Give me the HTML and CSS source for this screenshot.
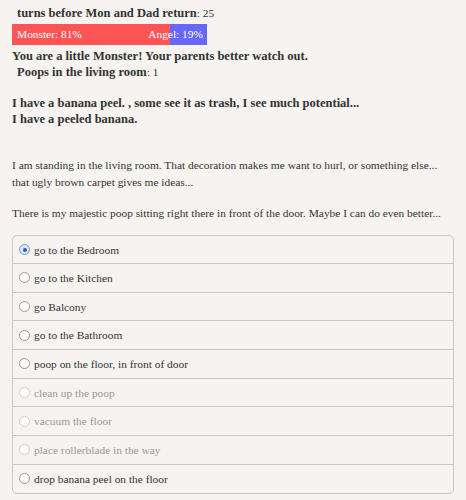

=-=-=

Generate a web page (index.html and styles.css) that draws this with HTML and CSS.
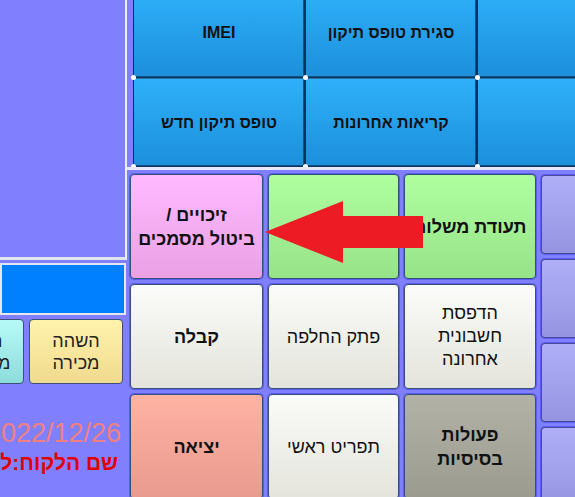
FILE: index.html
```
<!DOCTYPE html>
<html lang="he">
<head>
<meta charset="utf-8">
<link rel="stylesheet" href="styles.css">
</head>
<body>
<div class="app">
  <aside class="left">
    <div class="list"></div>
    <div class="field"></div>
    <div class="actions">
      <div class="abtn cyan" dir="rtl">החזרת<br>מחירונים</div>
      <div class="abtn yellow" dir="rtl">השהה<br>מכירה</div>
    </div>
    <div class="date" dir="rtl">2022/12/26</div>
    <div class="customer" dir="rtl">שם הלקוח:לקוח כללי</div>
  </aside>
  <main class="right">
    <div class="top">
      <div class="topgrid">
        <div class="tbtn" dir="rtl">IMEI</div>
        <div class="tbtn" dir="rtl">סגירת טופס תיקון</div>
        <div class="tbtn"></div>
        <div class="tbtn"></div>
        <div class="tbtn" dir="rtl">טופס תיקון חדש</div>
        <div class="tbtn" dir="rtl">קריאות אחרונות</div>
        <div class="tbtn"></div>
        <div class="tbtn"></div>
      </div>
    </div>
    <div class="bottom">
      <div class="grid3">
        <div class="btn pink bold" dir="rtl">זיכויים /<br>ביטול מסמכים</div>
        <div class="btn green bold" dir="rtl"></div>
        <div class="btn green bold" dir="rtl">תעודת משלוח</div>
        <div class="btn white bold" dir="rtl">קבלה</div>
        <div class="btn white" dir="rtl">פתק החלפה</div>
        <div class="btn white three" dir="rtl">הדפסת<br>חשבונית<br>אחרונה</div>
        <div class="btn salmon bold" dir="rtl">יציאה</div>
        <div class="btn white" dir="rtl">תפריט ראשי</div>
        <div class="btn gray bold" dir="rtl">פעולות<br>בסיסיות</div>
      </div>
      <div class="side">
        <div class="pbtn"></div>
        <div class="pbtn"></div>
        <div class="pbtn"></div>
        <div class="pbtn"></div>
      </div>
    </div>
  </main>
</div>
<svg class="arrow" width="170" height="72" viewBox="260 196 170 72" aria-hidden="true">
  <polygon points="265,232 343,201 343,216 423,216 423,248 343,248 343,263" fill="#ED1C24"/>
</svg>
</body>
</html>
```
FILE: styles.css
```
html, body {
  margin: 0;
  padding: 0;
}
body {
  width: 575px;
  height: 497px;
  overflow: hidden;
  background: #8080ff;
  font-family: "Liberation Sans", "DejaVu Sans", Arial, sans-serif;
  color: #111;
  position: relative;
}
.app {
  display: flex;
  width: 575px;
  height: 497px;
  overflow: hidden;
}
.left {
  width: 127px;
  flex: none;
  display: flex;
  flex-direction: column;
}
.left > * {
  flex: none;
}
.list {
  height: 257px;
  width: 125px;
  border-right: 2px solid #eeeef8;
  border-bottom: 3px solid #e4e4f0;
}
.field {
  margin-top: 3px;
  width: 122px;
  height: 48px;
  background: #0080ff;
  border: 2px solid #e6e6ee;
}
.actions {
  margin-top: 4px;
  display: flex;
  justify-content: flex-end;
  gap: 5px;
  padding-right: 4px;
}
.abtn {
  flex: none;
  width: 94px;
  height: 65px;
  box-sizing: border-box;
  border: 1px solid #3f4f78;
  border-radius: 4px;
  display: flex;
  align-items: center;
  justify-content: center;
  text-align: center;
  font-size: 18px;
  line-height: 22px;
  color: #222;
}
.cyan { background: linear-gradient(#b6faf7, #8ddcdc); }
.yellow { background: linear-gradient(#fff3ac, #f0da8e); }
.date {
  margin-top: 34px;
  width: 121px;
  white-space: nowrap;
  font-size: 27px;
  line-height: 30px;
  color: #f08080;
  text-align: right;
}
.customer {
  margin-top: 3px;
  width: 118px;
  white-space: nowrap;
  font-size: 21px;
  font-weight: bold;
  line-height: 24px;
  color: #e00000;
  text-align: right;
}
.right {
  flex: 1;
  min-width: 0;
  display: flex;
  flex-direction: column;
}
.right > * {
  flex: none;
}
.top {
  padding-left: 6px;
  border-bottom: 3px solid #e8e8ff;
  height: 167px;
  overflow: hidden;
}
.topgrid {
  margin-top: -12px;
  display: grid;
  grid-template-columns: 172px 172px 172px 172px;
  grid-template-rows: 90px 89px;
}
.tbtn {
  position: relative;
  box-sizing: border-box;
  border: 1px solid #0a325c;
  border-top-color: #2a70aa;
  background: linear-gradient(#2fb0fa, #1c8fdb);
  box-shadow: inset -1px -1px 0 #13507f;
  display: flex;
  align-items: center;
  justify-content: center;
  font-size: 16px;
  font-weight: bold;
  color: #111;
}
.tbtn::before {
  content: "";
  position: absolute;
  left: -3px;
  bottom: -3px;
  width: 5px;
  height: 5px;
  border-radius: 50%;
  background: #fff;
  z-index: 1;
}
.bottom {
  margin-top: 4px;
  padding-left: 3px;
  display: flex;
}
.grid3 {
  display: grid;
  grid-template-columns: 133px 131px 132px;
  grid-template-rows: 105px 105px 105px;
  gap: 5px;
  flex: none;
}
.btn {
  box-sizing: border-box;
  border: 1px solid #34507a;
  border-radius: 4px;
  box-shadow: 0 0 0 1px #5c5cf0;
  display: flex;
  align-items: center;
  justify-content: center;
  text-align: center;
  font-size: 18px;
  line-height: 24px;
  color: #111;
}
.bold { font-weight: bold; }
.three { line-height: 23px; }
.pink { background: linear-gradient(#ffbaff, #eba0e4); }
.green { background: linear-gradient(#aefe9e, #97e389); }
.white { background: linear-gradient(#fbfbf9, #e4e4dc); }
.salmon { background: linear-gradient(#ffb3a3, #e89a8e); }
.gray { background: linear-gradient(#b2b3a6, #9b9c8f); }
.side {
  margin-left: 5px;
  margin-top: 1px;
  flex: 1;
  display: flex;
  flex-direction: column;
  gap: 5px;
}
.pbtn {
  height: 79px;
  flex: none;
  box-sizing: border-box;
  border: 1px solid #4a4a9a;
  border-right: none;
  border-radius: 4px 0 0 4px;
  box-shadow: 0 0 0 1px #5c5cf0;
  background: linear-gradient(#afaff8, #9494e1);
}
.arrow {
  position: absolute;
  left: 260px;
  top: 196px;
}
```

=-=-=

_WORK TO DO_. Copy out each line of the entries that holds "index".

_THE RESULT_.
Generate a web page (index.html and styles.css) that draws this with HTML and CSS.
FILE: index.html
  z-index: 1;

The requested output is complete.